I run the DVP-254 model, mostly for video playback.
The car accessory pack i got included cigarette adaptor/charger lead, 3-way socket cigarette extension adaptor, I/R receiver (remote eye) & set of RCA adaptors.


----------



## goodstuff (Jan 9, 2008)

I'm still installing my system, the sarotech will come after the main parts are installed but I came across this and wanted to know if it could be used to turn the sarotech on prior to starting the car using factory keyless entry. 

DEI 528T Pulse Timer Relay





> Get a DEI 528T Pulse Timer Relay or make an equivalent. Set it up to power up your HU for 30 seconds when you unlock the door with the K/E or alarm remote. (I assume you have one of them : )


This was a response from VP electricity to a complaint about slow load time for a double din nav, one of the things I want to over come with the sarotech. Seems like the same situation, just different devices.


----------



## less (Nov 30, 2006)

Nice idea. Honestly, I run mine triggered by my B1 now and it really only takes maybe 30 seconds to boot so it doesn't bother me to wait. I am having a little trouble with the media player cutting out when the system is playing at peak levels since I now power it from the back battery/relay box though - so I've rigged a new power line to run from the factory fuse box and expect that will be helpful. I've also considered getting one of those Stinger deals that puts out a constant 14volts just to minimize any jitter and try to give the hard drive a nice stable power source... and naturally, I could power the head unit and other more sensitive gear with it too.

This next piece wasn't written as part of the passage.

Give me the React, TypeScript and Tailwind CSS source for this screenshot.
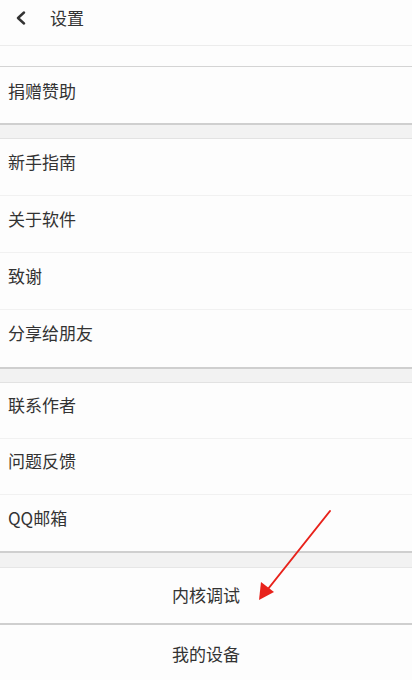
import React from "react";

const font = { fontFamily: '"Noto Sans CJK SC", "Noto Sans", sans-serif' };

function Row({ label, h, last = false }: { label: string; h: string; last?: boolean }) {
  return (
    <div
      className={`${h} flex items-center pl-[8px] pb-[11px] text-[17px] text-[#333333] bg-[#fdfdfd] ${
        last ? "" : "border-b border-[#f1f1f1]"
      }`}
    >
      {label}
    </div>
  );
}

function Group({ items, h }: { items: string[]; h: string }) {
  return (
    <div className="border-t border-[#e2e2e2] border-b-2 border-b-[#cfcfcf] shadow-[0_1px_1px_rgba(0,0,0,0.08)]">
      {items.map((it, i) => (
        <Row key={it} label={it} h={h} last={i === items.length - 1} />
      ))}
    </div>
  );
}

function Gap() {
  return <div className="h-[13px] bg-[#f2f2f2]" />;
}

export default function App() {
  return (
    <div className="relative w-[412px] h-[680px] overflow-hidden bg-[#f2f2f2]" style={font}>
      {/* Header */}
      <div className="h-[46px] flex items-center bg-[#fdfdfd] border-b border-[#ececec] pb-[10px]">
        <svg className="ml-[15px] w-[12px] h-[14px]" viewBox="0 0 12 14" fill="none">
          <path d="M9 1.5L3 7l6 5.5" stroke="#333" strokeWidth="2.4" strokeLinecap="round" strokeLinejoin="round" />
        </svg>
        <span className="ml-[23px] text-[17px] text-[#333333]">设置</span>
      </div>
      <div className="h-[21px] bg-[#fdfdfd] border-b border-[#d4d4d4]" />

      <div className="border-b-2 border-[#cfcfcf]">
        <div className="h-[56px] flex items-center pl-[8px] pb-[8px] text-[17px] text-[#333333] bg-[#fdfdfd]">
          捐赠赞助
        </div>
      </div>
      <Gap />
      <Group items={["新手指南", "关于软件", "致谢", "分享给朋友"]} h="h-[57px]" />
      <Gap />
      <Group items={["联系作者", "问题反馈", "QQ邮箱"]} h="h-[56px]" />
      <div className="h-[14px] bg-[#f2f2f2]" />

      <div className="border-t border-[#e6e6e6] bg-[#fdfdfd]">
        <div className="h-[57px] flex items-center justify-center pb-[2px] text-[17px] text-[#333333] border-b-2 border-[#cfcfcf]">
          内核调试
        </div>
        <div className="h-[56px] flex items-center justify-center pt-[2px] text-[17px] text-[#333333]">
          我的设备
        </div>
      </div>

      {/* Red annotation arrow */}
      <svg className="absolute left-0 top-0 pointer-events-none" width="412" height="680" viewBox="0 0 412 680">
        <line x1="330" y1="511" x2="268" y2="589" stroke="#e8221b" strokeWidth="2" strokeLinecap="round" />
        <path d="M259 600 L261 582 L274 592 Z" fill="#e8221b" />
      </svg>
    </div>
  );
}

Let us know how it works out though, aye? I'd love to hear more people posting input on their sound quality and the convenience.

Less


----------



## rain27 (Jan 15, 2009)

Sorry if I missed this somewhere, but can someone confirm whether or not a switch and Clarion cd changer is required to use the Sarotech with a DRZ?

Can you just hook up a Sarotech directly to the optical connection on a DRZ and bypass the rest?


----------



## less (Nov 30, 2006)

Please search Sarotech and you will find my original post describing the exact process I used about 2 years ago I think to connect a DRZ and the Sarotech. In short, you need the CENet cable from a working CD changer to tell the DRZ that a changer is connected - then you simply connect a standard toslink end onto the input side (where the changer would go) to feed the media players input into the changer digital input optical cable. 

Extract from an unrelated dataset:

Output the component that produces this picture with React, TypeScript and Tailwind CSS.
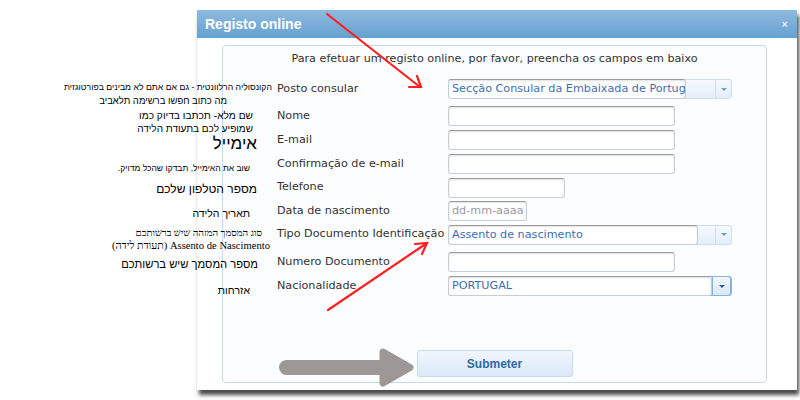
import type { ReactNode } from "react";

const ui = "font-['DejaVu_Sans','Verdana',sans-serif]";
const heb = "font-['Liberation_Sans','DejaVu_Sans',sans-serif]";
const hebSerif = "font-['Liberation_Serif','DejaVu_Serif',serif]";

function Row({
	label,
	className,
	children,
}: {
	label: string;
	className: string;
	children: ReactNode;
}) {
	return (
		<div className={`flex items-center ${className}`}>
			<div className="w-[171px] shrink-0 whitespace-nowrap text-[#333]">{label}</div>
			{children}
		</div>
	);
}

function TextBox({ className, placeholder }: { className: string; placeholder?: string }) {
	return (
		<div
			className={`h-[20px] overflow-hidden whitespace-nowrap rounded-[3px] border border-[#c4ced9] border-t-[#9a9a9a] bg-white pl-[3px] leading-[18px] text-[#9a9a9a] shadow-[inset_0_1px_2px_rgba(0,0,0,0.12)] ${className}`}
		>
			{placeholder}
		</div>
	);
}

function Arrow({ dark }: { dark?: boolean }) {
	return (
		<span
			className={`h-0 w-0 border-x-[3px] border-t-[3px] border-x-transparent ${dark ? "border-t-[#1f5c9a]" : "border-t-[#6f9bc8]"}`}
		/>
	);
}

function Select({
	value,
	boxClass,
	active,
}: {
	value: string;
	boxClass: string;
	active?: boolean;
}) {
	return (
		<div
			className={`flex h-[20px] w-[284px] rounded-[3px] border bg-linear-to-b from-[#f6f9fd] to-[#e3eef9] ${active ? "border-[#86b2dc]" : "border-[#cddff0]"}`}
		>
			<div
				className={`-my-px -ml-px h-[20px] shrink-0 overflow-hidden whitespace-nowrap rounded-[3px] border border-[#c4ced9] border-t-[#9a9a9a] bg-white pl-[3px] leading-[18px] text-[#3b6fb3] shadow-[inset_0_1px_2px_rgba(0,0,0,0.12)] ${boxClass}`}
			>
				{value}
			</div>
			{active ? (
				<div className="-my-px flex flex-1 items-center justify-center rounded-r-[3px] border border-[#86b2dc] bg-linear-to-b from-[#f2f7fd] to-[#d9e8f7]">
					<Arrow dark />
				</div>
			) : (
				<>
					<div className="flex-1" />
					<div className="w-px bg-[#cddff0]" />
					<div className="flex w-[15px] items-center justify-center">
						<Arrow />
					</div>
				</>
			)}
		</div>
	);
}

function Note({ className, children }: { className: string; children: ReactNode }) {
	return (
		<div dir="rtl" className={`absolute whitespace-nowrap text-right text-black ${className}`}>
			{children}
		</div>
	);
}

export default function App() {
	return (
		<div className="relative h-[400px] w-[800px] overflow-hidden bg-white pt-[10px]">
			<div className="ml-[197px] flex h-[380px] w-[600px] flex-col bg-white shadow-[2px_5px_4px_rgba(0,0,0,0.7)]">
				<div className="flex h-[28px] items-center justify-between bg-linear-to-b from-[#8fbadf] to-[#65a1d0] pl-[8px] pr-[9px]">
					<span className="font-['Liberation_Sans',sans-serif] text-[14px] font-bold text-white">
						Registo online
					</span>
					<span className="font-['Liberation_Sans',sans-serif] text-[11px] font-bold text-[#e4edf6]">
						×
					</span>
				</div>

				<div className="flex-1 pb-[7px] pl-[25px] pr-[30px] pt-[7px]">
					<div className={`flex h-full flex-col rounded-[4px] border border-[#c6daee] bg-[#fcfdfe] text-[11.2px] ${ui}`}>
						<p className="mt-[5px] h-[16px] text-center leading-[16px] text-[#333]">
							Para efetuar um registo online, por favor, preencha os campos em baixo
						</p>

						<div className="ml-[54px] mt-[10px] flex flex-col">
							<Row label="Posto consular" className="h-[24px]">
								<Select value="Secção Consular da Embaixada de Portugal" boxClass="w-[238px]" />
							</Row>
							<Row label="Nome" className="mt-[3px] h-[24px]">
								<TextBox className="w-[227px]" />
							</Row>
							<Row label="E-mail" className="h-[24px]">
								<TextBox className="w-[227px]" />
							</Row>
							<Row label="Confirmação de e-mail" className="h-[24px]">
								<TextBox className="w-[227px]" />
							</Row>
							<Row label="Telefone" className="h-[23px]">
								<TextBox className="w-[117px]" />
							</Row>
							<Row label="Data de nascimento" className="h-[24px]">
								<TextBox className="w-[79px]" placeholder="dd-mm-aaaa" />
							</Row>
							<Row label="Tipo Documento Identificação" className="h-[23px]">
								<Select value="Assento de nascimento" boxClass="w-[250px]" />
							</Row>
							<Row label="Numero Documento" className="mt-[4px] h-[24px]">
								<TextBox className="w-[227px]" />
							</Row>
							<Row label="Nacionalidade" className="h-[24px]">
								<Select value="PORTUGAL" boxClass="w-[264px]" active />
							</Row>
						</div>

						<button
							type="button"
							className="mx-auto mt-[52px] h-[27px] w-[156px] rounded-[3px] border border-[#c6daee] bg-linear-to-b from-[#f0f6fd] to-[#dbe9f8] font-['Liberation_Sans',sans-serif] text-[12px] font-bold text-[#2f6aa3]"
						>
							Submeter
						</button>
					</div>
				</div>
			</div>

			{/* Hebrew notes */}
			<Note className={`right-[528px] top-[81px] text-[8.7px] ${heb}`}>
				הקונסוליה הרלוונטית - גם אם אתם לא מבינים בפורטוגזית
			</Note>
			<Note className={`right-[573px] top-[94px] text-[9.5px] ${heb}`}>מה כתוב חפשו ברשימה תלאביב</Note>
			<Note className={`right-[547px] top-[108px] text-[10.2px] ${heb}`}>שם מלא- תכתבו בדיוק כמו</Note>
			<Note className={`right-[547px] top-[121px] text-[10px] ${heb}`}>שמופיע לכם בתעודת הלידה</Note>
			<Note className={`right-[543px] top-[131px] text-[17px] ${heb}`}>אימייל</Note>
			<Note className={`right-[550px] top-[162px] text-[8.5px] ${heb}`}>שוב את האימייל, תבדקו שהכל מדויק.</Note>
			<Note className={`right-[543px] top-[180px] text-[12px] ${heb}`}>מספר הטלפון שלכם</Note>
			<Note className={`right-[550px] top-[206px] text-[10.5px] ${heb}`}>תאריך הלידה</Note>
			<Note className={`right-[538px] top-[226px] text-[9.8px] ${hebSerif}`}>סוג המסמך המזהה שיש ברשותכם</Note>
			<Note className={`right-[530px] top-[238px] text-[10.6px] ${hebSerif}`}>
				Assento de Nascimento (תעודת לידה)
			</Note>
			<Note className={`right-[542px] top-[256px] text-[11.2px] ${heb}`}>מספר המסמך שיש ברשותכם</Note>
			<Note className={`right-[550px] top-[283px] text-[10.5px] ${heb}`}>אזרחות</Note>

			{/* annotation arrows */}
			<svg className="pointer-events-none absolute inset-0" width="800" height="400" viewBox="0 0 800 400">
				<g stroke="#ff1f1f" strokeWidth="2.2" strokeLinecap="round" fill="none">
					<line x1="327" y1="14" x2="420" y2="87" />
					<polyline points="417,76 421,87 409,87" />
					<line x1="328" y1="310" x2="427" y2="243" />
					<polyline points="415,244 427,243 422,254" />
				</g>
				<g fill="#9d9795" stroke="#9d9795" strokeLinejoin="round">
					<rect x="279" y="360" width="110" height="15" rx="7.5" strokeWidth="0" />
					<polygon points="383,352 410,367.5 383,383" strokeWidth="7" />
				</g>
			</svg>
		</div>
	);
}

It is a fair bit of trouble to go to - and I strongly recommend reading the other posts since every product needed is shown with links to their sources as well as complete instructions. In the end, the sound was quite remarkable imho... very nice and the ability to access playlists (use the 260S model... its actually better for what we are doing unless you are terribly into video), 500gb plus of music, and no scratched discs or digging for music while driving... with the SQ of a CD and it turns out to be well worth the hassle.

Lastly, please attempt this at your own risk. It was fairly easy for me, but I've had plenty of questions and some weren't willing to do things on their own. If you have troubles - I really just can't be responsible, you know? I'm happy to offer advice, but its just the opinion of a person who had it set up with a DRZ in one scenario working well. 

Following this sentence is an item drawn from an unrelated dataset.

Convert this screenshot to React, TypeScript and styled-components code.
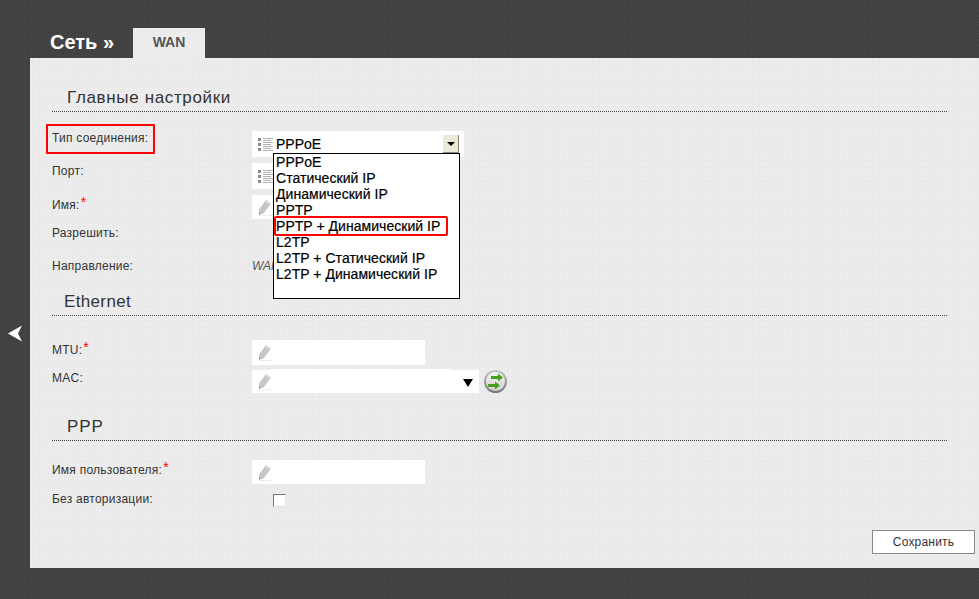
import React from "react";
import styled, { createGlobalStyle } from "styled-components";

const GlobalStyle = createGlobalStyle`
  html, body {
    margin: 0;
    padding: 0;
    background: #404040;
    font-family: "Liberation Sans", Arial, sans-serif;
  }
`;

const Page = styled.div`
  width: 979px;
  height: 599px;
  overflow: hidden;
  display: flex;
  flex-direction: column;
  background-color: #414141;
  background-image:
    radial-gradient(circle at 1px 1px, rgba(255, 255, 255, 0.025) 1px, transparent 1px),
    radial-gradient(circle at 3px 3px, rgba(0, 0, 0, 0.05) 1px, transparent 1px);
  background-size: 3px 3px, 5px 5px;
`;

const Header = styled.div`
  height: 58px;
  padding-left: 50px;
  display: flex;
  align-items: flex-end;
  flex-shrink: 0;
`;

const Title = styled.div`
  width: 83px;
  height: 30px;
  line-height: 28px;
  color: #fff;
  font-size: 20px;
  font-weight: bold;
`;

const Tab = styled.div`
  width: 72px;
  height: 30px;
  line-height: 28px;
  text-align: center;
  background: #ececec;
  color: #555;
  font-size: 14px;
  font-weight: bold;
`;

const Body = styled.div`
  display: flex;
  height: 510px;
`;

const Gutter = styled.div`
  width: 30px;
  flex-shrink: 0;
  display: flex;
  justify-content: center;
  padding-top: 267px;
  box-sizing: border-box;
`;

const Panel = styled.div`
  flex: 1;
  position: relative;
  box-sizing: border-box;
  padding: 27px 32px 0 22px;
  background-color: #ebebeb;
  background-image:
    radial-gradient(circle at 1px 1px, rgba(255, 255, 255, 0.14) 1px, transparent 1px),
    radial-gradient(circle at 2px 4px, rgba(0, 0, 0, 0.012) 1px, transparent 1px);
  background-size: 5px 5px, 7px 7px;
`;

const SectionHead = styled.h2<{ $indent: number; $top?: number; $spacing: number }>`
  margin: ${(p) => p.$top ?? 0}px 0 0;
  height: 26px;
  line-height: 26px;
  padding-left: ${(p) => p.$indent}px;
  border-bottom: 1px dotted #444;
  color: #333;
  font-size: 17px;
  font-weight: normal;
  letter-spacing: ${(p) => p.$spacing}px;
`;

const Row = styled.div<{ $height: number; $top: number }>`
  display: flex;
  align-items: center;
  height: ${(p) => p.$height}px;
  margin-top: ${(p) => p.$top}px;
`;

const Label = styled.label<{ $lift?: number }>`
  position: relative;
  width: 200px;
  flex-shrink: 0;
  margin-bottom: ${(p) => (p.$lift ?? 0) * 2}px;
  color: #333;
  font-size: 12px;
  letter-spacing: 0.24px;
`;

const Required = styled.sup`
  position: absolute;
  margin-left: 1px;
  top: -3px;
  line-height: 1;
  color: #f00;
  font-size: 14px;
`;

const LabelMark = styled.span`
  position: absolute;
  left: -6px;
  top: -7px;
  width: 109px;
  height: 30px;
  box-sizing: border-box;
  border: 2px solid #f00;
  border-radius: 1px;
`;

const Field = styled.div<{ $width: number }>`
  position: relative;
  display: flex;
  align-items: center;
  box-sizing: border-box;
  width: ${(p) => p.$width}px;
  height: 100%;
  padding-left: 6px;
  background: #fff;
`;

const FieldValue = styled.span`
  margin-left: 3px;
  color: #000;
  font-size: 14px;
  -webkit-text-stroke: 0.2px #000;
`;

const ComboArrow = styled.span`
  position: absolute;
  right: 5px;
  top: 4px;
  width: 16px;
  height: 18px;
  box-sizing: border-box;
  display: flex;
  align-items: center;
  justify-content: center;
  background: #ece9d8;
  border-right: 1px solid #8a8878;
  border-bottom: 1px solid #8a8878;
`;

const ArrowGlyph = styled.span`
  width: 0;
  height: 0;
  border-left: 4px solid transparent;
  border-right: 4px solid transparent;
  border-top: 4px solid #000;
`;

const ListBox = styled.ul`
  position: absolute;
  z-index: 2;
  left: 21px;
  top: 22px;
  width: 187px;
  height: 146px;
  margin: 0;
  padding: 0;
  box-sizing: border-box;
  list-style: none;
  background: #fff;
  border: 1px solid #000;
`;

const ListItem = styled.li`
  position: relative;
  height: 16px;
  line-height: 16px;
  padding-left: 2px;
  color: #000;
  font-size: 14px;
  letter-spacing: 0.04px;
  -webkit-text-stroke: 0.2px #000;
  white-space: nowrap;
`;

const ItemMark = styled.span`
  position: absolute;
  left: 0;
  top: -2px;
  width: 174px;
  height: 20px;
  box-sizing: border-box;
  border: 2px solid #f00;
  border-radius: 2px;
`;

const DirectionValue = styled.span`
  color: #555;
  font-size: 12px;
  font-style: italic;
`;

const MacInput = styled.span`
  position: absolute;
  left: 19px;
  top: -1px;
  width: 179px;
  height: 1px;
  background: #fff;
`;

const MacArrow = styled.span`
  position: absolute;
  right: 6px;
  top: 9px;
  width: 0;
  height: 0;
  border-left: 5px solid transparent;
  border-right: 5px solid transparent;
  border-top: 8px solid #000;
`;

const RefreshButton = styled.span`
  margin-left: 5px;
  width: 23px;
  height: 23px;
  display: block;
`;

const CheckMark = styled.span`
  width: 13px;
  height: 13px;
  margin-left: 21px;
  box-sizing: border-box;
  background: #fff;
  border: 1px solid #77776c;
  border-right-color: #e4e2d4;
  border-bottom-color: #e4e2d4;
`;

const SaveButton = styled.button`
  position: absolute;
  right: 4px;
  top: 472px;
  width: 103px;
  height: 24px;
  padding: 0;
  background: #fff;
  border: 1px solid #888;
  color: #333;
  font-family: inherit;
  font-size: 12px;
  letter-spacing: 0.2px;
`;

const PencilIcon = () => (
  <svg width="14" height="17" viewBox="0 0 14 17">
    <path d="M8 1 L13 4.5 L5.5 14.5 L1 15.5 L1 10.5 Z" fill="#c6c6c6" />
    <path d="M8 1 L13 4.5 L11.8 6.1 L6.8 2.6 Z" fill="#dcdcdc" />
    <path d="M1 15.5 L2.8 15.1 L1 13.6 Z" fill="#777" />
    <path d="M1 16.5 H14" stroke="#ececec" strokeWidth="1" />
  </svg>
);

const ListIcon = () => (
  <svg width="15" height="13" viewBox="0 0 15 13">
    {[0, 5, 10].map((y) => (
      <rect key={y} x="0" y={y} width="3" height="3" fill="#8c8c8c" />
    ))}
    {[0, 2, 4, 6, 8, 10, 12].map((y) => (
      <rect key={y} x="5" y={y} width={y % 4 === 0 ? 10 : 8} height="1" fill="#b0b0b0" />
    ))}
  </svg>
);

const SwapIcon = () => (
  <svg width="23" height="23" viewBox="0 0 23 23">
    <defs>
      <linearGradient id="swapRim" x1="0" y1="0" x2="0" y2="1">
        <stop offset="0%" stopColor="#c8c8c8" />
        <stop offset="100%" stopColor="#777" />
      </linearGradient>
      <linearGradient id="swapFace" x1="0" y1="0" x2="0" y2="1">
        <stop offset="0%" stopColor="#f6f6f6" />
        <stop offset="100%" stopColor="#d0d0d0" />
      </linearGradient>
    </defs>
    <circle cx="11.5" cy="11.5" r="11.5" fill="url(#swapRim)" />
    <circle cx="11.5" cy="11.5" r="9.5" fill="url(#swapFace)" />
    <path d="M7 6 H14 V3.5 L19 7.5 L14 11.5 V9 H7 Z" fill="#46a01c" />
    <path d="M4 14 H11 V11.5 L16 15.5 L11 19.5 V17 H4 Z" fill="#46a01c" />
  </svg>
);

const BackArrow = () => (
  <svg width="15" height="17" viewBox="0 0 15 17">
    <path d="M0 8.5 L14 0.5 L10 8.5 L14 16.5 Z" fill="#fff" />
  </svg>
);

const options = [
  "PPPoE",
  "Статический IP",
  "Динамический IP",
  "PPTP",
  "PPTP + Динамический IP",
  "L2TP",
  "L2TP + Статический IP",
  "L2TP + Динамический IP",
];

export default function App() {
  return (
    <Page>
      <GlobalStyle />
      <Header>
        <Title>Сеть »</Title>
        <Tab>WAN</Tab>
      </Header>
      <Body>
        <Gutter>
          <BackArrow />
        </Gutter>
        <Panel>
          <SectionHead $indent={15} $spacing={0.65}>Главные настройки</SectionHead>

          <Row $height={26} $top={19}>
            <Label $lift={6}>
              Тип соединения:
              <LabelMark />
            </Label>
            <Field $width={212}>
              <ListIcon />
              <FieldValue>PPPoE</FieldValue>
              <ComboArrow>
                <ArrowGlyph />
              </ComboArrow>
              <ListBox>
                {options.map((o, i) => (
                  <ListItem key={o}>
                    {o}
                    {i === 4 && <ItemMark />}
                  </ListItem>
                ))}
              </ListBox>
            </Field>
          </Row>
          <Row $height={26} $top={6}>
            <Label $lift={5}>Порт:</Label>
            <Field $width={200}>
              <ListIcon />
            </Field>
          </Row>
          <Row $height={24} $top={6}>
            <Label $lift={2}>
              Имя:<Required>*</Required>
            </Label>
            <Field $width={173}>
              <PencilIcon />
            </Field>
          </Row>
          <Row $height={16} $top={6}>
            <Label>Разрешить:</Label>
          </Row>
          <Row $height={16} $top={17}>
            <Label>Направление:</Label>
            <DirectionValue>WAN</DirectionValue>
          </Row>

          <SectionHead $indent={12} $top={15} $spacing={0.35}>Ethernet</SectionHead>

          <Row $height={25} $top={24}>
            <Label $lift={3}>
              MTU:<Required>*</Required>
            </Label>
            <Field $width={173}>
              <PencilIcon />
            </Field>
          </Row>
          <Row $height={23} $top={5}>
            <Label $lift={4}>MAC:</Label>
            <Field $width={227}>
              <PencilIcon />
              <MacInput />
              <MacArrow />
            </Field>
            <RefreshButton>
              <SwapIcon />
            </RefreshButton>
          </Row>

          <SectionHead $indent={15} $top={21} $spacing={0.9}>PPP</SectionHead>

          <Row $height={24} $top={19}>
            <Label $lift={2}>
              Имя пользователя:<Required>*</Required>
            </Label>
            <Field $width={173}>
              <PencilIcon />
            </Field>
          </Row>
          <Row $height={13} $top={10}>
            <Label $lift={2}>Без авторизации:</Label>
            <CheckMark />
          </Row>

          <SaveButton>Сохранить</SaveButton>
        </Panel>
      </Body>
    </Page>
  );
}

Of course, I now use a bit one and it works fantastic too. Consider making a "docking station" for the Sarotech unit too - very handy to just be able to pull the unit out without having to individually disconnect 4 wires!

GL!
Less


----------



## titansfan (Jan 27, 2009)

Hello all. I saw the S model on ebay and e-mailed the seller about the car package. He didn't sell the package. My question is, where can you buy the car package and what accessories normally come with the unit?...I need the remote eye, car power adapter, toslink adapter, video cable, remote, and anything else needed to attach it to my car monitor and pxa-h701. If I forgot anything I need, let me know. Thanks.


----------



## less (Nov 30, 2006)

Please searct Sarotech and you will see that some one suggested a site some time ago that had good prices. I bought my last unit there and they had car kits. Sorry I can't do better than that... but it should be an answer... just takes a little work.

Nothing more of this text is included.